The decision to close the college when weather becomes a safety concern is made on a case-by-case basis.

A three-part process goes into deciding whether Chemeketa opens late or is closed althgether. It starts with Bill Kohlmeyer, the Public Safety Director, who has worked at the college for seven years.

“When the weather looks iffy, I usually get up at about 2 in the morning and start checking websites and forecasts,” Kohlmeyer said. “I’ll call 911 centers to find out what’s going on with the road conditions.”

As a retired police officer with more than 30 years of law enforcement experience in Salem, Kohlmeyer also checks in with patrol officers he knows to see if they have encountered any wrecks or hazardous road conditions.

Additionally, he also checks in with the officer on duty on the Chemeketa campus.

Chemeketa also has a weather station located in Bldg. 39, which Kohlmeyer checks when conditions are unfavorable and might affect school openings.

“Later in the morning, I will contact the bus barns to find out what the different school districts are doing,” Kohlmeyer said, referencing the local K-12 districts. “Typically, we follow the lead of Salem-Keizer schools.”

Then Kohlmeyer drives the roads to determine first-hand what conditions are like that will affect the morning commute for Chemeketa students.

The final step in the process is a telephone call from Kohlmeyer to the college president, Julie Huckestein, who has worked at Chemeketa for the past 13 years.

Kohlmeyer said, “I tell her what I have discovered about the roads and what my opinion is about whether we should delay or whether we should close completely.”

Huckestein said, “We usually have a 5- to 10-minute conversation, weighing the information and making the best-informed decision with the information that is available to us.”

According to Huckestein, the two discuss such information as “what is the outlook on the weather; is it already bad, or is it likely to be bad for a short period of time and then get better? What is the impact of a delay or close? What is the potential risk to students and staff being on the roads? What time of the term is this? Is it finals? Is it between terms?”

Kohlmeyer said, “It’s her decision to make, but I give advice. We try to make the decision as early in the morning as possible.

“The tricky part is where the weather is OK and then it turns worse and people start making last-minute decisions.

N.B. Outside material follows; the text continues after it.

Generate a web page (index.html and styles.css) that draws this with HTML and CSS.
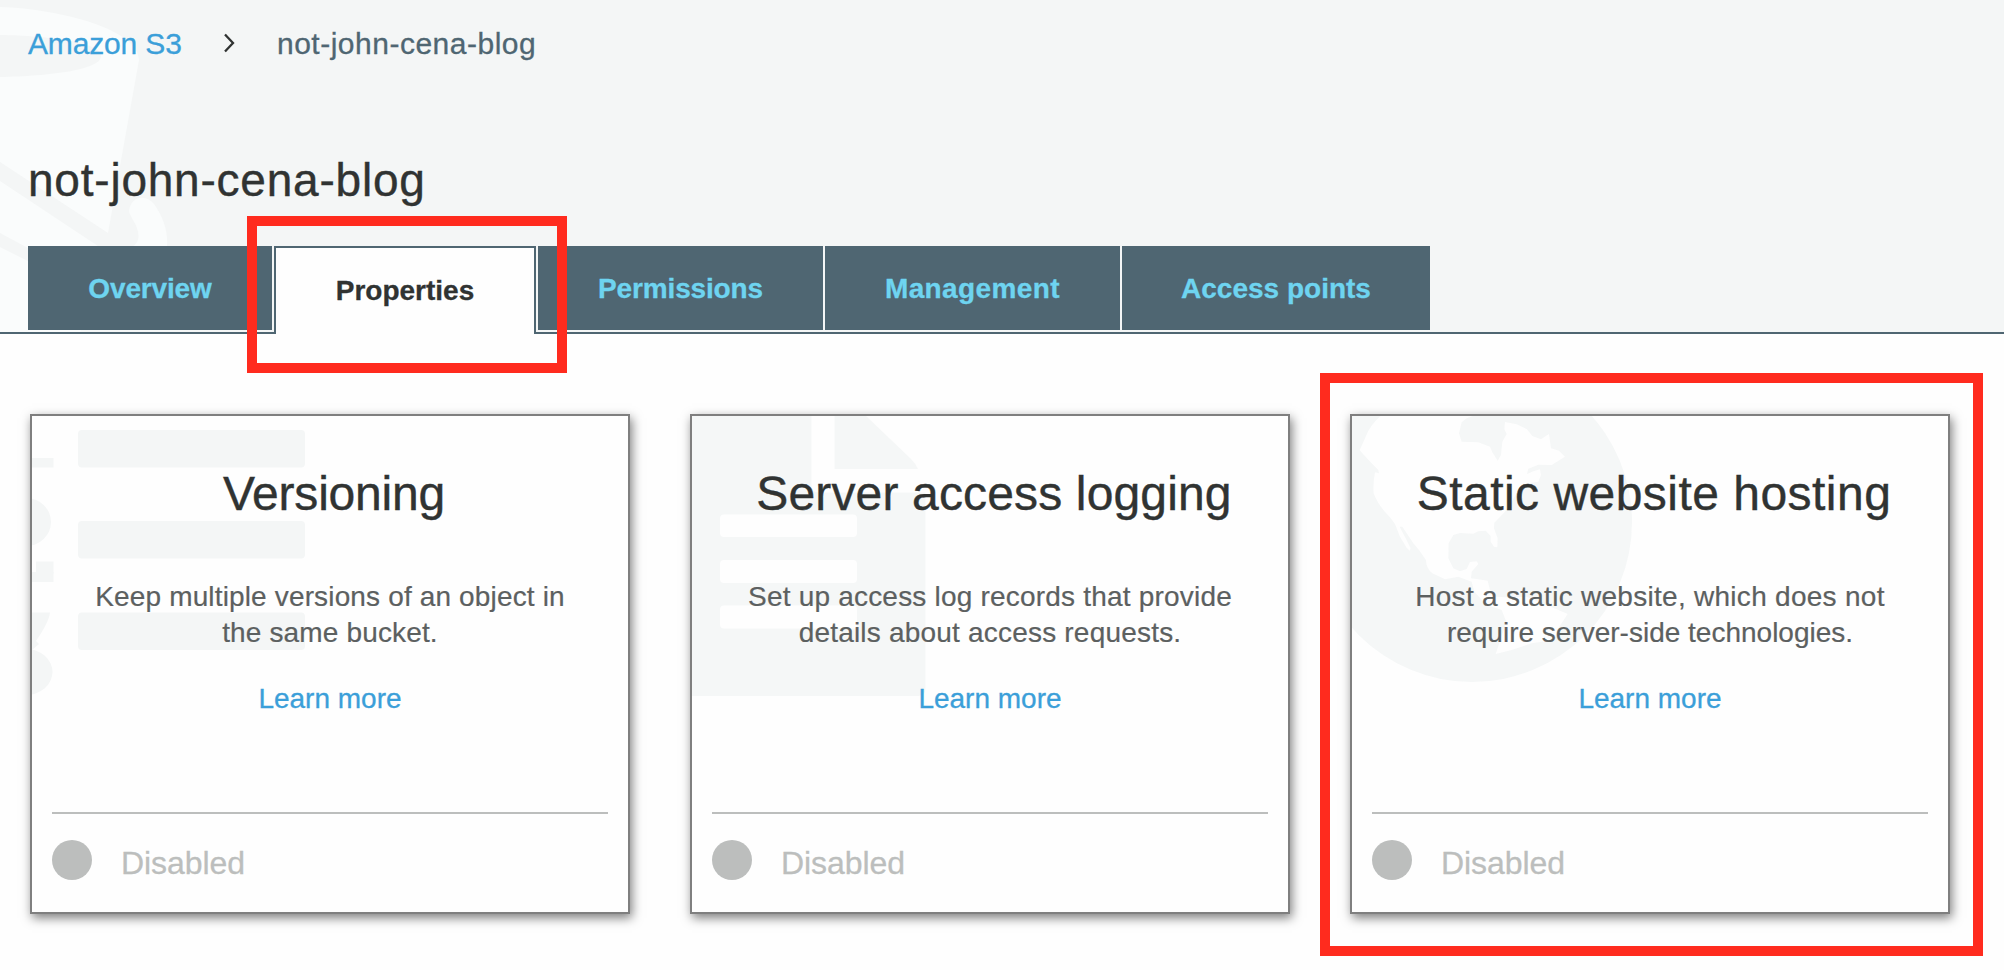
FILE: index.html
```html
<!DOCTYPE html>
<html lang="en">
<head>
<meta charset="utf-8">
<title>not-john-cena-blog</title>
<link rel="stylesheet" href="styles.css">
</head>
<body>
<header class="header">
  <svg class="bucket" width="200" height="332" viewBox="0 0 200 332" fill="#fafcfc">
    <path fill-rule="evenodd" d="M0 7C62 9 139 30 139 60L108 233L0 162ZM0 35C50 36 101 42 101 56S50 76 0 77Z"/>
    <path d="M0 181L98 246C112 252 134 252 138 240C141 228 130 218 129 211C131 196 146 194 154 204C164 218 168 232 167 246L150 300H100L28 248L0 233Z"/>
    <path d="M0 247L28 261L92 300L80 332H0Z"/>
  </svg>
  <nav class="crumbs">
    <a class="crumb-link" href="#">Amazon S3</a>
    <svg class="crumb-sep" width="12" height="20" viewBox="0 0 12 20"><path d="M2 1.5L10 10L2 18.500" fill="none" stroke="#303332" stroke-width="2.300"/></svg>
    <span class="crumb-current">not-john-cena-blog</span>
  </nav>
  <h1 class="title">not-john-cena-blog</h1>
  <nav class="tabs">
    <a class="tab overview">Overview</a>
    <a class="tab active">Properties</a>
    <a class="tab permissions">Permissions</a>
    <a class="tab management">Management</a>
    <a class="tab points">Access points</a>
  </nav>
</header>
<main class="cards">
  <section class="card">
    <svg class="art" width="300" height="300" viewBox="0 0 300 300" fill="#f4f6f6">
      <rect x="46" y="14" width="227" height="37.500" rx="4"/>
      <rect x="46" y="105" width="227" height="37.500" rx="4"/>
      <rect x="46" y="196.500" width="227" height="37.500" rx="4"/>
      <rect x="0" y="42" width="21.500" height="9.500"/>
      <ellipse cx="-6" cy="106" rx="25" ry="24"/>
      <rect x="0" y="156" width="21.500" height="10"/>
      <rect x="4" y="145.500" width="17.500" height="12"/>
      <path d="M0 196.500H18Q17 206 4 225L7 228L0 234Z"/>
      <ellipse cx="-6" cy="256" rx="26.500" ry="23"/>
    </svg>
    <h2 class="name versioning">Versioning</h2>
    <p class="desc keep">Keep multiple versions of an object in<br>the same bucket.</p>
    <a class="more" href="#">Learn more</a>
    <footer class="status"><i class="dot"></i><span>Disabled</span></footer>
  </section>
  <section class="card">
    <svg class="art" width="300" height="300" viewBox="0 0 300 300" fill="#f5f7f7">
      <path fill-rule="evenodd" d="M0 0H119.500V69Q119.500 76.500 127 76.500H233.500V272Q233.500 280 226 280H0ZM32 98.500a4 4 0 0 0-4 4v14.500a4 4 0 0 0 4 4H161a4 4 0 0 0 4-4V102.500a4 4 0 0 0-4-4ZM32 144a4 4 0 0 0-4 4v15a4 4 0 0 0 4 4H161a4 4 0 0 0 4-4V148a4 4 0 0 0-4-4ZM32 189.500a4 4 0 0 0-4 4v15a4 4 0 0 0 4 4H161a4 4 0 0 0 4-4V193.500a4 4 0 0 0-4-4Z"/>
      <path d="M142.500 0H174L219 43Q223 47 226 53H142.500Z"/>
    </svg>
    <h2 class="name logging">Server access logging</h2>
    <p class="desc setup">Set up access log records that provide<br>details about access requests.</p>
    <a class="more" href="#">Learn more</a>
    <footer class="status"><i class="dot"></i><span>Disabled</span></footer>
  </section>
  <section class="card">
    <svg class="art" width="300" height="300" viewBox="0 0 300 300">
      <circle cx="120" cy="106" r="160" fill="#f5f7f7"/>
      <g transform="translate(-7 -6) scale(.3333)" fill="#fefefe">
        <path d="M110 15Q75 45 62 80Q52 103 44 120Q62 142 100 180L102 190L90 187Q84 215 86 250Q98 285 135 322L150 342L165 380L185 413L194 422L197 415L182 385L164 350L172 350L205 400L222 420L243 450Q243 475 262 490L300 508L340 500L380 515L388 545L425 585L470 600L484 635L468 685L452 732L500 720L560 700L628 690L640 655L668 612L635 598L590 580L545 560L480 562L450 560L435 540L428 512L400 508L378 505L380 485L400 462L395 454L375 456L365 477L345 484L325 475L310 445L311 400L325 375L345 369L385 371L400 364L422 362L437 378L437 395L447 410L457 412L458 385L447 355L448 338L480 305L495 285L520 240L550 220L580 215L588 195L585 178L565 184L546 192L550 176L580 164L620 165L660 140L642 122L618 115L612 72L588 88L562 78L545 57L515 43L480 36L478 58L485 72L472 95L468 135L458 152L443 128L435 110L400 97L350 95L342 70L350 37L365 25L392 15Z"/>
      </g>
    </svg>
    <h2 class="name hosting">Static website hosting</h2>
    <p class="desc host">Host a static website, which does not<br><span class="tight">require server-side technologies.</span></p>
    <a class="more" href="#">Learn more</a>
    <footer class="status"><i class="dot"></i><span>Disabled</span></footer>
  </section>
</main>
<div class="mark mark-tab"></div>
<div class="mark mark-card"></div>
</body>
</html>
```

FILE: styles.css
```css
* { box-sizing: border-box; }
body { margin: 0; width: 2004px; height: 970px; overflow: hidden; position: relative; background: #fefefe; font-family: "Liberation Sans", Arial, sans-serif; color: #303332; }
a { text-decoration: none; }
.header { position: relative; height: 334px; background: #f4f6f6; border-bottom: 2px solid #4f6672; padding: 27px 28px 0; }
.bucket { position: absolute; left: 0; top: 0; }
.crumbs { position: relative; display: flex; align-items: center; height: 34px; font-size: 30px; line-height: 34px; -webkit-text-stroke: .3px; }
.crumb-link { width: 195px; color: #3b9fd9; letter-spacing: -.15px; }
.crumb-sep { margin: -2px 42px 0 0; }
.crumb-current { color: #4f6672; letter-spacing: .5px; }
.title { position: relative; margin: 93px 0 0; height: 52px; font-size: 46px; line-height: 52px; font-weight: 400; letter-spacing: .78px; -webkit-text-stroke: .4px; }
.tabs { position: relative; display: flex; margin-top: 40px; height: 88px; gap: 2px; }
.tab { height: 84px; display: flex; justify-content: center; background: #4f6672; color: #6ed4f0; font-size: 28px; font-weight: 700; line-height: 86px; -webkit-text-stroke: .3px; }
.overview { width: 244px; letter-spacing: -.15px; }
.active { width: 262px; height: 88px; line-height: 86px; background: #fefefe; color: #303332; border: 2px solid #4f6672; border-bottom: 0; }
.permissions { width: 285px; letter-spacing: -.15px; }
.management { width: 295px; letter-spacing: .4px; }
.points { width: 308px; }
.cards { display: flex; gap: 60px; padding: 80px 30px 0; }
.card { position: relative; width: 600px; height: 500px; flex: none; border: 2px solid #7f7f7f; background: #fefefe; box-shadow: 2px 4px 10px rgba(0,0,0,.5); display: flex; flex-direction: column; align-items: center; padding: 50px 20px 0; }
.art { position: absolute; left: 0; top: 0; }
.name { position: relative; margin: 0; padding-left: 8px; font-size: 48px; line-height: 56px; font-weight: 400; white-space: nowrap; -webkit-text-stroke: .4px; }
.versioning { letter-spacing: -.2px; }
.logging { letter-spacing: .15px; }
.hosting { letter-spacing: .47px; padding-left: 8px; }
.desc { position: relative; margin: 57px 0 0; font-size: 28px; line-height: 36px; color: #5c6060; text-align: center; white-space: nowrap; -webkit-text-stroke: .2px; }
.keep { letter-spacing: .15px; }
.setup { letter-spacing: .2px; }
.host { letter-spacing: .28px; }
.tight { letter-spacing: 0; }
.more { position: relative; margin-top: 30px; font-size: 28px; line-height: 36px; color: #3b9fd9; -webkit-text-stroke: .3px; }
.status { align-self: stretch; margin-top: 95px; border-top: 2px solid #bcbebd; padding-top: 26px; display: flex; gap: 29px; font-size: 32px; line-height: 47px; color: #bcbebd; letter-spacing: -.05px; -webkit-text-stroke: .3px; }
.dot { width: 40px; height: 40px; border-radius: 50%; background: #bcbebd; }
.mark { position: absolute; border: 10px solid #ff2b1e; }
.mark-tab { left: 247px; top: 216px; width: 320px; height: 157px; }
.mark-card { left: 1320px; top: 373px; width: 663px; height: 583px; }
```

We have to stay on top of it.”

The bottom line is that it’s always a judgment call.

Kohlmeyer said, “Sometimes it’s an easy decision to make, and sometimes it’s not. We try to take in as much information as we can.”

Once Huckestein reaches a decision, Kohlmeyer begins the process of notifying the appropriate areas.

“Anyone who has signed up for alerts will get a text and/or email notifying them of school closures, delayed openings, or other important messages,” Greg Harris, the college’s marketing director, said.

“Anyone can sign up for these alerts at http://go.chemeketa.edu/alerts. The public safety officer posts the news to Flash Alerts, which is a system notifying news outlets of school closures and delays so our status is mentioned on broadcasts and listed on media websites.”

Harris distributes the information in three different outlets.

“Marketing department staff posts closure or delayed opening messages to the home page of chemeketa.edu,” he said.

The alerts also are posted to the electronic signs on Lancaster and 45th avenue, and through social media: Facebook and Twitter, Harris said.

College officials said it was vital that students keep in mind the difference between a late opening and a delaying of classes.

Kohlmeyer said, “Salem-Keizer will put out a two-hour delay. We don’t put out a two-hour delay. We say we are open at 10 a.m.”

The reason for this is that classes that would normally take place during the period of closure are canceled instead of being delayed.

“A delay means your 8 o’clock class starts at 10. That’s not true here. What we do is if your class started before 10, then it is canceled. That’s where a lot of confusion comes in,” Kohlmeyer said.

Huckestein said, “Be informed. Sign up for Chemeketa alerts: http://go.chemeketa.edu/alerts. The alerts process gives the user choices of how to receive the notices … email, text, etc. If you hear that bad weather is possible, watch the news, look at your phone or email, or go to the college’s website and check on the status of a delay or closure before catching the bus or driving to school.

“We try to get the information out there as early as possible – 5 a.m. or so.”